- Exercise
Show all lines that include the string "React"; copy each one.

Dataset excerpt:
■ ■ ■
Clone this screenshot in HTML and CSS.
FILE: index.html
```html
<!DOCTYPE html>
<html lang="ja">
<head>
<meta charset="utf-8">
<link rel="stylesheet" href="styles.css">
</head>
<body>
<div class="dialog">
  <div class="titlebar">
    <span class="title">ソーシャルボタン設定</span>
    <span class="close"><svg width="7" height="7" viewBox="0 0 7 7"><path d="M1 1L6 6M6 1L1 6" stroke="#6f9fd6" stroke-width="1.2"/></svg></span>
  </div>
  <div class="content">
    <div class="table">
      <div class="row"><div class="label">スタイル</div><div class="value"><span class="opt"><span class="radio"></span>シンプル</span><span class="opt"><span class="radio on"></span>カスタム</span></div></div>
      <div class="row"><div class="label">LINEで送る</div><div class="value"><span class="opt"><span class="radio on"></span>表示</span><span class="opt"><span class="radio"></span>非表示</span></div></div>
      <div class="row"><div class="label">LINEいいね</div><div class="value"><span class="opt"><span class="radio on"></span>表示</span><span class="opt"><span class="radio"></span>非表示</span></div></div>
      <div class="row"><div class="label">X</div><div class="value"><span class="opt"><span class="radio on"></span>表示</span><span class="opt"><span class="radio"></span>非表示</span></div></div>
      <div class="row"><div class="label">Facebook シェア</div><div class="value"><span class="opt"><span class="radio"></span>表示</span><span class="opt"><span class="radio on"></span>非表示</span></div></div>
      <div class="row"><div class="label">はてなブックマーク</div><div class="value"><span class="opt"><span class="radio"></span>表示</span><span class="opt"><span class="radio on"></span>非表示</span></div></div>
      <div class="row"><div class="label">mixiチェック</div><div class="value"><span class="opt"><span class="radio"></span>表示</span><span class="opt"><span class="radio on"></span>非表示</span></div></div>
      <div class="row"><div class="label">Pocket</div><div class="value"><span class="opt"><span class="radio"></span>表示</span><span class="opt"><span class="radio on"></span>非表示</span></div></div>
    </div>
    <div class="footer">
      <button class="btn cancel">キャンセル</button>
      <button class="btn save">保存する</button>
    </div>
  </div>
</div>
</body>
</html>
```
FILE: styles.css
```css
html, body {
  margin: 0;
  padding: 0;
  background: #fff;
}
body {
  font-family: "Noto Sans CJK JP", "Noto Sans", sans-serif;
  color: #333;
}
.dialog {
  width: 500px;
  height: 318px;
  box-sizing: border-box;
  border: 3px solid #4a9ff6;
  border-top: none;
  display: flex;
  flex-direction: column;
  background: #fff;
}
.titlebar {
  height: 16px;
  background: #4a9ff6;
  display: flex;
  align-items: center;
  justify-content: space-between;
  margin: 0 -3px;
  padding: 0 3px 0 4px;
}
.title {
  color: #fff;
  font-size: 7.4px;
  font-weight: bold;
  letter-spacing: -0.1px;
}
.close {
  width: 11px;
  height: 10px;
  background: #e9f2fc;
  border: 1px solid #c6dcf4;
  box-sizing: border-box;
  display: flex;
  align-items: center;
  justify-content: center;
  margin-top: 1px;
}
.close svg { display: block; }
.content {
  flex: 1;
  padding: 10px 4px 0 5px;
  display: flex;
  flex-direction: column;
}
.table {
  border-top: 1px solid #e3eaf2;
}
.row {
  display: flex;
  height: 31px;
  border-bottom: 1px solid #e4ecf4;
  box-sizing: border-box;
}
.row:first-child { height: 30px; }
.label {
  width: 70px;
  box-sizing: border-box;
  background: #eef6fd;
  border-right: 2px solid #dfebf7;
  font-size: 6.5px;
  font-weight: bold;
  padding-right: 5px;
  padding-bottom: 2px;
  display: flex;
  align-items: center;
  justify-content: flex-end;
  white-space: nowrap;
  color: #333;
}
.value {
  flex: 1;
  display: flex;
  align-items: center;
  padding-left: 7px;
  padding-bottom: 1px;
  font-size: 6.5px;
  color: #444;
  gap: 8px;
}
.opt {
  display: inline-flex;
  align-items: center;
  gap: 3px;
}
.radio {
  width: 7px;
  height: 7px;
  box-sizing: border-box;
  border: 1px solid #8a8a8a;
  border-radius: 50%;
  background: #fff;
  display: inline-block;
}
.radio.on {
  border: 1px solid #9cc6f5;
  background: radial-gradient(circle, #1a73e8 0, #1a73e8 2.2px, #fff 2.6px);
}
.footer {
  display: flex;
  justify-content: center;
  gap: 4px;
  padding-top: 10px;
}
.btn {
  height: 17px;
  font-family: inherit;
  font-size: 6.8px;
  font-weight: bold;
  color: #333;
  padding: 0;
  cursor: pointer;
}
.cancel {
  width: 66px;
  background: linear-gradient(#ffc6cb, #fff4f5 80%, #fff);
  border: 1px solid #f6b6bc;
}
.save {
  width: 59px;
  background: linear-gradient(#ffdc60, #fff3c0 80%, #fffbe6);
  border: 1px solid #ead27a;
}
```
■ ■ ■
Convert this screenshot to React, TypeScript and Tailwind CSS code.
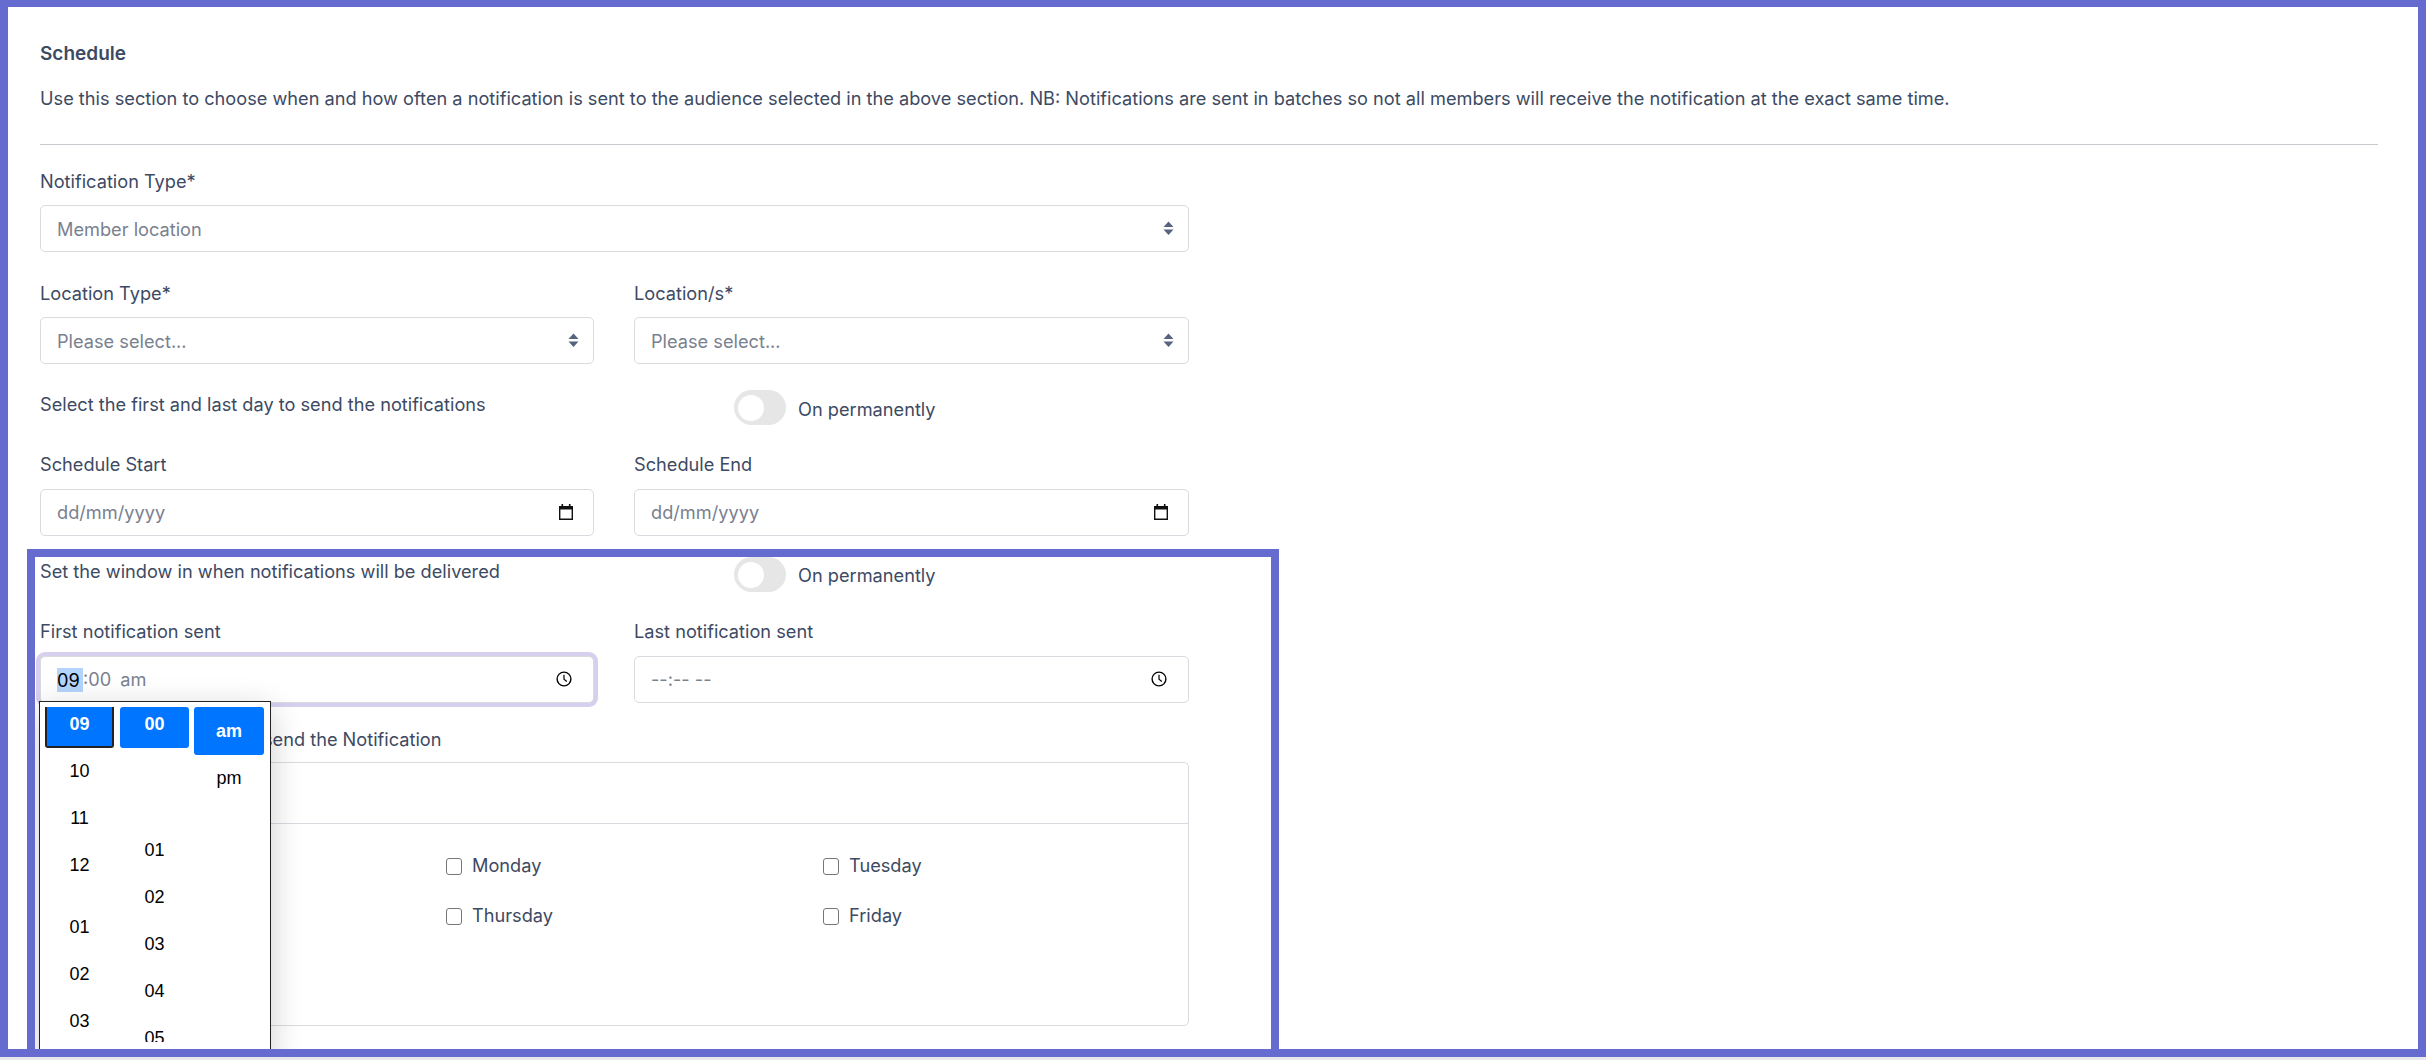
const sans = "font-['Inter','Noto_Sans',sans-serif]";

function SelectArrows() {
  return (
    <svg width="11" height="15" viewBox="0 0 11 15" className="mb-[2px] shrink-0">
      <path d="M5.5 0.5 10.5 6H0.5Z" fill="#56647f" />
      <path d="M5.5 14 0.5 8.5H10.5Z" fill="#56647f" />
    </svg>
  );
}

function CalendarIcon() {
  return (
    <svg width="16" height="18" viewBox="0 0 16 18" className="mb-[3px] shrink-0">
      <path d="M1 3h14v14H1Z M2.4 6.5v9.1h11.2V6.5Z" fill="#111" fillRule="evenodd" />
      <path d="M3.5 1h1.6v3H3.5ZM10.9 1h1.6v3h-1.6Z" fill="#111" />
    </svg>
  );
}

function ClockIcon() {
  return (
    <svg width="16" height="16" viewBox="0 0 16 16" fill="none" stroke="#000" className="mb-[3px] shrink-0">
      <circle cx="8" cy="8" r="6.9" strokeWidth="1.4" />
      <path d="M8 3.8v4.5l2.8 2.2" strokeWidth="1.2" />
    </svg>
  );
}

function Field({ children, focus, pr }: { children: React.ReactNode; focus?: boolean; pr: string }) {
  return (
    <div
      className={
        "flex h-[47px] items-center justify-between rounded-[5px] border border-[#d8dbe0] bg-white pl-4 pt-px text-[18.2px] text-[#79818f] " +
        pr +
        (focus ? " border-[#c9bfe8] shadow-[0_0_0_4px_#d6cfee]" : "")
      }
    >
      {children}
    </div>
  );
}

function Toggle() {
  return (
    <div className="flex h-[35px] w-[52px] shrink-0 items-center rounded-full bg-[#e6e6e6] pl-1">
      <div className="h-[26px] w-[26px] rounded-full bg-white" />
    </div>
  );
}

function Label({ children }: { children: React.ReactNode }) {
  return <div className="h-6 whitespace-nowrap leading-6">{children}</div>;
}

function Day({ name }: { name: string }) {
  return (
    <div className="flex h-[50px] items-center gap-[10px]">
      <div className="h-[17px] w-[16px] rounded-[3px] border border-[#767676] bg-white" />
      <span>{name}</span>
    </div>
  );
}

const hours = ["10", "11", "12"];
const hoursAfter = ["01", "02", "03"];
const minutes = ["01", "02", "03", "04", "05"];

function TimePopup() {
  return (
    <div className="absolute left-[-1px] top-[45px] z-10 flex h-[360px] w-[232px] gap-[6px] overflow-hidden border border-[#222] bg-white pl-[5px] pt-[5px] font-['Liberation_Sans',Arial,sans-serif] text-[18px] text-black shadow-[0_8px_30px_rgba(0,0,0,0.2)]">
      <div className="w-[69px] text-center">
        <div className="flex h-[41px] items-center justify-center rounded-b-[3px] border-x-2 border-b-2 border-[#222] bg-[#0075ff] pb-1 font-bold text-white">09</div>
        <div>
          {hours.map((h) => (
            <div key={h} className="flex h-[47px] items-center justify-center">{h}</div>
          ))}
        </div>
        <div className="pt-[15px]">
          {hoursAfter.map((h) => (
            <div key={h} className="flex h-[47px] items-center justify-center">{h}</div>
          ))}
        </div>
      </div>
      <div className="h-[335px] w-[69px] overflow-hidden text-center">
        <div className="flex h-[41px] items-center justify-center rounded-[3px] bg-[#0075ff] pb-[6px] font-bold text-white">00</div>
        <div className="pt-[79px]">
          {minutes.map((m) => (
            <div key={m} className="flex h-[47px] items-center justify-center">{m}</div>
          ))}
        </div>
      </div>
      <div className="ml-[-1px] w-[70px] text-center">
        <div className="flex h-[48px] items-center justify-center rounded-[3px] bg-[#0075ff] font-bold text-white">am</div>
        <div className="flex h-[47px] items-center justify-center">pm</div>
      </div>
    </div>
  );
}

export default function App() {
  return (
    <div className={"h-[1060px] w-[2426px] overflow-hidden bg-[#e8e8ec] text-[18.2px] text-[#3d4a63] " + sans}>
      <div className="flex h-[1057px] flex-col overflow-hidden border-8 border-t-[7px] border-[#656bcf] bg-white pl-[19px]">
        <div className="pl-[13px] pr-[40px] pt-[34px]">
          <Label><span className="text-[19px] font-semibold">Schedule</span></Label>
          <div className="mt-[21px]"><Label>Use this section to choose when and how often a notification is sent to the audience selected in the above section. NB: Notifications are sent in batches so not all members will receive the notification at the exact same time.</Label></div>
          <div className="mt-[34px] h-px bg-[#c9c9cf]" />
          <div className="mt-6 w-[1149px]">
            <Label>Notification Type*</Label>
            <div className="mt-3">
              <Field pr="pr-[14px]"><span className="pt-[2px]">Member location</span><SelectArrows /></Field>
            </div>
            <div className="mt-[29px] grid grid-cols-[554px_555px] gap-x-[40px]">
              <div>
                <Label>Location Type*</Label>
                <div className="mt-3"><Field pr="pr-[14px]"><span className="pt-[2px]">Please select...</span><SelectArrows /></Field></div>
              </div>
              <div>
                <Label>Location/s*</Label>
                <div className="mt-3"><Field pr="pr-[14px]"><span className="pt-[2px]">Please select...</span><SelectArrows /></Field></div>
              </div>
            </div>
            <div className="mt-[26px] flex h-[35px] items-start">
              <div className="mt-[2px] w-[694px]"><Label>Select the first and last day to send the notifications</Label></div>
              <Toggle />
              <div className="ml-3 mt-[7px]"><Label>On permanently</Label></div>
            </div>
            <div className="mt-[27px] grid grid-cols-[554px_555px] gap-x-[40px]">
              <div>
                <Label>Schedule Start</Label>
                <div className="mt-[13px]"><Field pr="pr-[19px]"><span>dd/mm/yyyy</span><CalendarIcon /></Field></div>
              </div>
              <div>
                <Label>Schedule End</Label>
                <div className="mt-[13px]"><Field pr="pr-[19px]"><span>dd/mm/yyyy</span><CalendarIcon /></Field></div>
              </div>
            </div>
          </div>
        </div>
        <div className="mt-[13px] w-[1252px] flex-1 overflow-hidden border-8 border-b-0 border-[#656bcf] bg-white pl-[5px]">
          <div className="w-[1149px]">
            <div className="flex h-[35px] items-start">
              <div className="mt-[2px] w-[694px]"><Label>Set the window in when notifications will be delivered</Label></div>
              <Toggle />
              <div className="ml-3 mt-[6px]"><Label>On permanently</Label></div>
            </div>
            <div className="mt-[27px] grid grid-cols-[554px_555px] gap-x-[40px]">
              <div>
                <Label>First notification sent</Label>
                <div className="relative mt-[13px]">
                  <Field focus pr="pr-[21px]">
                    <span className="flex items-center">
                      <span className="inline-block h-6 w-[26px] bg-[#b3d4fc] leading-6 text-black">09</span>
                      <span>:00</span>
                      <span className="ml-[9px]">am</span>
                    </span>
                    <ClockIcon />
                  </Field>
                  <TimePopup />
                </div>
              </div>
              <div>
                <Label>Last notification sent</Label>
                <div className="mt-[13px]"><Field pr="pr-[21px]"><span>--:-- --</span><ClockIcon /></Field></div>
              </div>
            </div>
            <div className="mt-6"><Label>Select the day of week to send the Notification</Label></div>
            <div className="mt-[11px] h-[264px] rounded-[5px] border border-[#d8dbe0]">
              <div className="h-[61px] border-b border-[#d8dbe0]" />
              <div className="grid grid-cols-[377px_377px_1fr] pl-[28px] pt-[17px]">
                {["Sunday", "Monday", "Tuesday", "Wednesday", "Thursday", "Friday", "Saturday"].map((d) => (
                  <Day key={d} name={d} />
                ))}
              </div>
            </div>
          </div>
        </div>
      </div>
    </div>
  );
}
■ ■ ■
- Task output
Convert this screenshot to React, TypeScript and Tailwind CSS code.
function Field({ children, focus, pr }: { children: React.ReactNode; focus?: boolean; pr: string }) {
function Label({ children }: { children: React.ReactNode }) {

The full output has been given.